STATED TASK: Report only the number of lines in this material that include "React".

-- begin DATA LINES --

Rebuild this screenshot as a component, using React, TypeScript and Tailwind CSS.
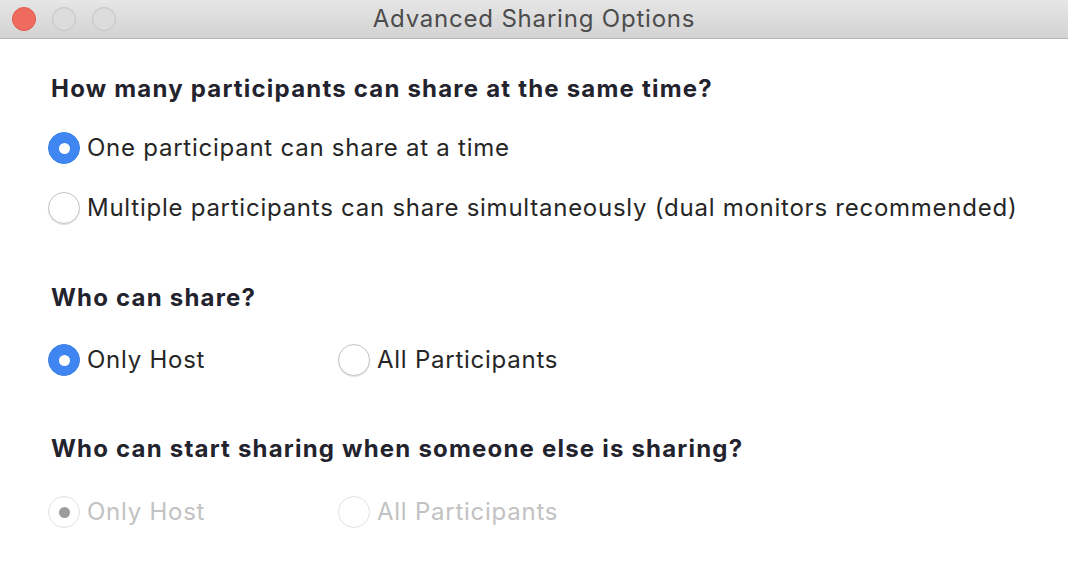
import React, { useState } from 'react';

const FONT = { fontFamily: 'Inter, "Liberation Sans", sans-serif' };

const TrafficLights = () => (
  <div className="flex items-center gap-[16px] pl-[12px]">
    <span className="w-[24px] h-[24px] rounded-full bg-[#f06b5f] border border-[#e0564b]" />
    <span className="w-[24px] h-[24px] rounded-full bg-[#dcdcdc] border border-[#c4c4c4]" />
    <span className="w-[24px] h-[24px] rounded-full bg-[#dcdcdc] border border-[#c4c4c4]" />
  </div>
);

const Radio = ({ checked, disabled, label, onClick }: { checked: boolean; disabled?: boolean; label: string; onClick?: () => void }) => {
  let circle = 'bg-white border border-[#c4c4c4] shadow-[0_1px_1px_rgba(0,0,0,0.12)]';
  let dot = null;
  if (checked && !disabled) {
    circle = 'bg-[#3f86f2] border border-[#3a7fe8]';
    dot = <span className="w-[11px] h-[11px] rounded-full bg-white" />;
  } else if (checked && disabled) {
    circle = 'bg-white border border-[#e2e2e2]';
    dot = <span className="w-[11px] h-[11px] rounded-full bg-[#9b9b9b]" />;
  } else if (disabled) {
    circle = 'bg-white border border-[#e2e2e2]';
  }
  return (
    <button onClick={onClick} disabled={disabled} className="flex items-center gap-[7px] text-left">
      <span className={`w-[32px] h-[32px] rounded-full flex items-center justify-center ${circle}`}>{dot}</span>
      <span className={`text-[24px] leading-none tracking-[0.75px] ${disabled ? 'text-[#c2c2c2]' : 'text-[#262626]'}`}>{label}</span>
    </button>
  );
};

export default function App() {
  const [share, setShare] = useState(0);
  const [who, setWho] = useState(0);
  return (
    <div className="w-[1068px] h-[578px] bg-white overflow-hidden" style={FONT}>
      <div className="relative h-[39px] bg-gradient-to-b from-[#e6e6e6] to-[#d3d3d3] border-b border-[#b5b5b5] flex items-center">
        <TrafficLights />
        <div className="absolute inset-0 flex items-center justify-center text-[24px] tracking-[0.8px] text-[#4c4c4c]">Advanced Sharing Options</div>
      </div>
      <div className="pl-[48px] pt-[38px]">
        <h2 className="pl-[3px] text-[24px] font-bold tracking-[1.2px] text-[#23232e] leading-none">How many participants can share at the same time?</h2>
        <div className="flex flex-col gap-[28px] mt-[31px]">
          <Radio checked={share === 0} label="One participant can share at a time" onClick={() => setShare(0)} />
          <Radio checked={share === 1} label="Multiple participants can share simultaneously (dual monitors recommended)" onClick={() => setShare(1)} />
        </div>
        <h2 className="pl-[3px] mt-[62px] text-[24px] font-bold tracking-[1.2px] text-[#23232e] leading-none">Who can share?</h2>
        <div className="flex mt-[34px]">
          <div className="w-[290px]"><Radio checked={who === 0} label="Only Host" onClick={() => setWho(0)} /></div>
          <Radio checked={who === 1} label="All Participants" onClick={() => setWho(1)} />
        </div>
        <h2 className="pl-[3px] mt-[61px] text-[24px] font-bold tracking-[1.2px] text-[#23232e] leading-none">Who can start sharing when someone else is sharing?</h2>
        <div className="flex mt-[35px]">
          <div className="w-[290px]"><Radio checked disabled label="Only Host" /></div>
          <Radio checked={false} disabled label="All Participants" />
        </div>
      </div>
    </div>
  );
}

-- end DATA LINES --

TASK ANSWER: 2